- **RECORDED INFORMATION**:
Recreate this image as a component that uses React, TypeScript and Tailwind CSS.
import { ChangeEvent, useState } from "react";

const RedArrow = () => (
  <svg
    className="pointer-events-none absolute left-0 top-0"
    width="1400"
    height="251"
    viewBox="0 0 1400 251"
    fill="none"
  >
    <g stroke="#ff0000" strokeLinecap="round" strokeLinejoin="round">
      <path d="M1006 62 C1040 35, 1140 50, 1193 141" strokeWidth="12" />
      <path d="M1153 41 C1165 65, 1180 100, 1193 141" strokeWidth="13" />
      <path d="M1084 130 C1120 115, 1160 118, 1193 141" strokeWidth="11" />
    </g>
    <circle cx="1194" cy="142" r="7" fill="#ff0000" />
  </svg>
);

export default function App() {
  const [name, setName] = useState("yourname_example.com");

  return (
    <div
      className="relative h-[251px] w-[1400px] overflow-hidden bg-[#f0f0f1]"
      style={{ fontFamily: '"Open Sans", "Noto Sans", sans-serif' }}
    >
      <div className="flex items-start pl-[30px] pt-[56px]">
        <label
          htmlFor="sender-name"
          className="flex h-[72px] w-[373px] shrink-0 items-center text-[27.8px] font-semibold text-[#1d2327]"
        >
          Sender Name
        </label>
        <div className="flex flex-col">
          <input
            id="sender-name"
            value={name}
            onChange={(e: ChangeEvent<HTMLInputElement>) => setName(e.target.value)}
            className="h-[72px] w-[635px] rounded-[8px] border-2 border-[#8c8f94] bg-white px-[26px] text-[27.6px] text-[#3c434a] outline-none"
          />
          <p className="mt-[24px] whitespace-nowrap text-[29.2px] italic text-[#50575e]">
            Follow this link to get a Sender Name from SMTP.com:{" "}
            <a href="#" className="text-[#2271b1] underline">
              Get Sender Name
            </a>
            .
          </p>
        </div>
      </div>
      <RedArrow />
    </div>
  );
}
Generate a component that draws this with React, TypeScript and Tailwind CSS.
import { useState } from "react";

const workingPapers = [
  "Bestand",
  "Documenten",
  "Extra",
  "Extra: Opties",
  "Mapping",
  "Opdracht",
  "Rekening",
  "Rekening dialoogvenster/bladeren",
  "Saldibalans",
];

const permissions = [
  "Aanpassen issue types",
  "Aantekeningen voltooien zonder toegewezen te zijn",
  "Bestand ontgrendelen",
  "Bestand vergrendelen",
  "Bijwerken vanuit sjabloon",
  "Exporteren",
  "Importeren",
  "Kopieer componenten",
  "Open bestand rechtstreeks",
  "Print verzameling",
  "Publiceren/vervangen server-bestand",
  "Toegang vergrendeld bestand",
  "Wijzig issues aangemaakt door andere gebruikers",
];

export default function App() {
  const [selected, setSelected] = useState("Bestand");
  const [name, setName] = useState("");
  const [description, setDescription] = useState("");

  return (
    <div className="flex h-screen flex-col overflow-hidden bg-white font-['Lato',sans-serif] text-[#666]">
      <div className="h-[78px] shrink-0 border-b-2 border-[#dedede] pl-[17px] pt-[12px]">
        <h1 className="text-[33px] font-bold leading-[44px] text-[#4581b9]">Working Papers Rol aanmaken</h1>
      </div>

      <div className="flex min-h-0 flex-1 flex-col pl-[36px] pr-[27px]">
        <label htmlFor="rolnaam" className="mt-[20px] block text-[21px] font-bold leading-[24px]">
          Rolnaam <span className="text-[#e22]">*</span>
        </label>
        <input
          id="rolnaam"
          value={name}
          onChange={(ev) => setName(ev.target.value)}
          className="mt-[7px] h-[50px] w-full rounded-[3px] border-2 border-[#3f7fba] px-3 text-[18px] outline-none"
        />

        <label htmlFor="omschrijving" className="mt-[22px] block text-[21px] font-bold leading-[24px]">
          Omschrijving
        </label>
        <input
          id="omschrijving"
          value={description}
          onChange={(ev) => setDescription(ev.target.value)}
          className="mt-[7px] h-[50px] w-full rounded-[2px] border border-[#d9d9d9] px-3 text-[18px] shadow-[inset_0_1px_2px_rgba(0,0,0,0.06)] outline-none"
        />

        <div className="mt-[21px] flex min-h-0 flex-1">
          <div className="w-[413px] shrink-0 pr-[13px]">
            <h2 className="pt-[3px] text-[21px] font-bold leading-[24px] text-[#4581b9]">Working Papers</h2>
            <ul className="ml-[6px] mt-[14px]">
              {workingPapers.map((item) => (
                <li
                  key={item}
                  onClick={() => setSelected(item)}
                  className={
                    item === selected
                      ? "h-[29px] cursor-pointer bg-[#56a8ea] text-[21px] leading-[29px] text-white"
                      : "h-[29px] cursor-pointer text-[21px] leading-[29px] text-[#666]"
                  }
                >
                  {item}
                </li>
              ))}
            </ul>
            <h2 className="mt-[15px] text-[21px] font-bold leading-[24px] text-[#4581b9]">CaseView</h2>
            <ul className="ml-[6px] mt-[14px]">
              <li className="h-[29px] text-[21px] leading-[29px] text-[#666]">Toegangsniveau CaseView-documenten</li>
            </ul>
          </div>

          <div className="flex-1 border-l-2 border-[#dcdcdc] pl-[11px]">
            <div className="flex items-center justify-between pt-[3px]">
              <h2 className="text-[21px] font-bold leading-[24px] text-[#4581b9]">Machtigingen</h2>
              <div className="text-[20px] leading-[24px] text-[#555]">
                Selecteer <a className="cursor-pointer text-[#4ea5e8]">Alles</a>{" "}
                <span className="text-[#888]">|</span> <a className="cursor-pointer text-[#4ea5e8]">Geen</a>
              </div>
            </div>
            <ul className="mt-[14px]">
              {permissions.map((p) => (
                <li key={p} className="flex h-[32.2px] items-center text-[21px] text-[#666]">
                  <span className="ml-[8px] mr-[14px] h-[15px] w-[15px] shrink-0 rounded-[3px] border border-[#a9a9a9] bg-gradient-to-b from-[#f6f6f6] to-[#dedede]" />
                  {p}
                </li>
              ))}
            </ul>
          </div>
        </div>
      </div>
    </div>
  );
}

- **TO BE DONE**:
The full set of records should be duplicated exactly.

- **SOLUTION FOR THIS PROBLEM**:
Recreate this image as a component that uses React, TypeScript and Tailwind CSS.
import { ChangeEvent, useState } from "react";

const RedArrow = () => (
  <svg
    className="pointer-events-none absolute left-0 top-0"
    width="1400"
    height="251"
    viewBox="0 0 1400 251"
    fill="none"
  >
    <g stroke="#ff0000" strokeLinecap="round" strokeLinejoin="round">
      <path d="M1006 62 C1040 35, 1140 50, 1193 141" strokeWidth="12" />
      <path d="M1153 41 C1165 65, 1180 100, 1193 141" strokeWidth="13" />
      <path d="M1084 130 C1120 115, 1160 118, 1193 141" strokeWidth="11" />
    </g>
    <circle cx="1194" cy="142" r="7" fill="#ff0000" />
  </svg>
);

export default function App() {
  const [name, setName] = useState("yourname_example.com");

  return (
    <div
      className="relative h-[251px] w-[1400px] overflow-hidden bg-[#f0f0f1]"
      style={{ fontFamily: '"Open Sans", "Noto Sans", sans-serif' }}
    >
      <div className="flex items-start pl-[30px] pt-[56px]">
        <label
          htmlFor="sender-name"
          className="flex h-[72px] w-[373px] shrink-0 items-center text-[27.8px] font-semibold text-[#1d2327]"
        >
          Sender Name
        </label>
        <div className="flex flex-col">
          <input
            id="sender-name"
            value={name}
            onChange={(e: ChangeEvent<HTMLInputElement>) => setName(e.target.value)}
            className="h-[72px] w-[635px] rounded-[8px] border-2 border-[#8c8f94] bg-white px-[26px] text-[27.6px] text-[#3c434a] outline-none"
          />
          <p className="mt-[24px] whitespace-nowrap text-[29.2px] italic text-[#50575e]">
            Follow this link to get a Sender Name from SMTP.com:{" "}
            <a href="#" className="text-[#2271b1] underline">
              Get Sender Name
            </a>
            .
          </p>
        </div>
      </div>
      <RedArrow />
    </div>
  );
}
Generate a component that draws this with React, TypeScript and Tailwind CSS.
import { useState } from "react";

const workingPapers = [
  "Bestand",
  "Documenten",
  "Extra",
  "Extra: Opties",
  "Mapping",
  "Opdracht",
  "Rekening",
  "Rekening dialoogvenster/bladeren",
  "Saldibalans",
];

const permissions = [
  "Aanpassen issue types",
  "Aantekeningen voltooien zonder toegewezen te zijn",
  "Bestand ontgrendelen",
  "Bestand vergrendelen",
  "Bijwerken vanuit sjabloon",
  "Exporteren",
  "Importeren",
  "Kopieer componenten",
  "Open bestand rechtstreeks",
  "Print verzameling",
  "Publiceren/vervangen server-bestand",
  "Toegang vergrendeld bestand",
  "Wijzig issues aangemaakt door andere gebruikers",
];

export default function App() {
  const [selected, setSelected] = useState("Bestand");
  const [name, setName] = useState("");
  const [description, setDescription] = useState("");

  return (
    <div className="flex h-screen flex-col overflow-hidden bg-white font-['Lato',sans-serif] text-[#666]">
      <div className="h-[78px] shrink-0 border-b-2 border-[#dedede] pl-[17px] pt-[12px]">
        <h1 className="text-[33px] font-bold leading-[44px] text-[#4581b9]">Working Papers Rol aanmaken</h1>
      </div>

      <div className="flex min-h-0 flex-1 flex-col pl-[36px] pr-[27px]">
        <label htmlFor="rolnaam" className="mt-[20px] block text-[21px] font-bold leading-[24px]">
          Rolnaam <span className="text-[#e22]">*</span>
        </label>
        <input
          id="rolnaam"
          value={name}
          onChange={(ev) => setName(ev.target.value)}
          className="mt-[7px] h-[50px] w-full rounded-[3px] border-2 border-[#3f7fba] px-3 text-[18px] outline-none"
        />

        <label htmlFor="omschrijving" className="mt-[22px] block text-[21px] font-bold leading-[24px]">
          Omschrijving
        </label>
        <input
          id="omschrijving"
          value={description}
          onChange={(ev) => setDescription(ev.target.value)}
          className="mt-[7px] h-[50px] w-full rounded-[2px] border border-[#d9d9d9] px-3 text-[18px] shadow-[inset_0_1px_2px_rgba(0,0,0,0.06)] outline-none"
        />

        <div className="mt-[21px] flex min-h-0 flex-1">
          <div className="w-[413px] shrink-0 pr-[13px]">
            <h2 className="pt-[3px] text-[21px] font-bold leading-[24px] text-[#4581b9]">Working Papers</h2>
            <ul className="ml-[6px] mt-[14px]">
              {workingPapers.map((item) => (
                <li
                  key={item}
                  onClick={() => setSelected(item)}
                  className={
                    item === selected
                      ? "h-[29px] cursor-pointer bg-[#56a8ea] text-[21px] leading-[29px] text-white"
                      : "h-[29px] cursor-pointer text-[21px] leading-[29px] text-[#666]"
                  }
                >
                  {item}
                </li>
              ))}
            </ul>
            <h2 className="mt-[15px] text-[21px] font-bold leading-[24px] text-[#4581b9]">CaseView</h2>
            <ul className="ml-[6px] mt-[14px]">
              <li className="h-[29px] text-[21px] leading-[29px] text-[#666]">Toegangsniveau CaseView-documenten</li>
            </ul>
          </div>

          <div className="flex-1 border-l-2 border-[#dcdcdc] pl-[11px]">
            <div className="flex items-center justify-between pt-[3px]">
              <h2 className="text-[21px] font-bold leading-[24px] text-[#4581b9]">Machtigingen</h2>
              <div className="text-[20px] leading-[24px] text-[#555]">
                Selecteer <a className="cursor-pointer text-[#4ea5e8]">Alles</a>{" "}
                <span className="text-[#888]">|</span> <a className="cursor-pointer text-[#4ea5e8]">Geen</a>
              </div>
            </div>
            <ul className="mt-[14px]">
              {permissions.map((p) => (
                <li key={p} className="flex h-[32.2px] items-center text-[21px] text-[#666]">
                  <span className="ml-[8px] mr-[14px] h-[15px] w-[15px] shrink-0 rounded-[3px] border border-[#a9a9a9] bg-gradient-to-b from-[#f6f6f6] to-[#dedede]" />
                  {p}
                </li>
              ))}
            </ul>
          </div>
        </div>
      </div>
    </div>
  );
}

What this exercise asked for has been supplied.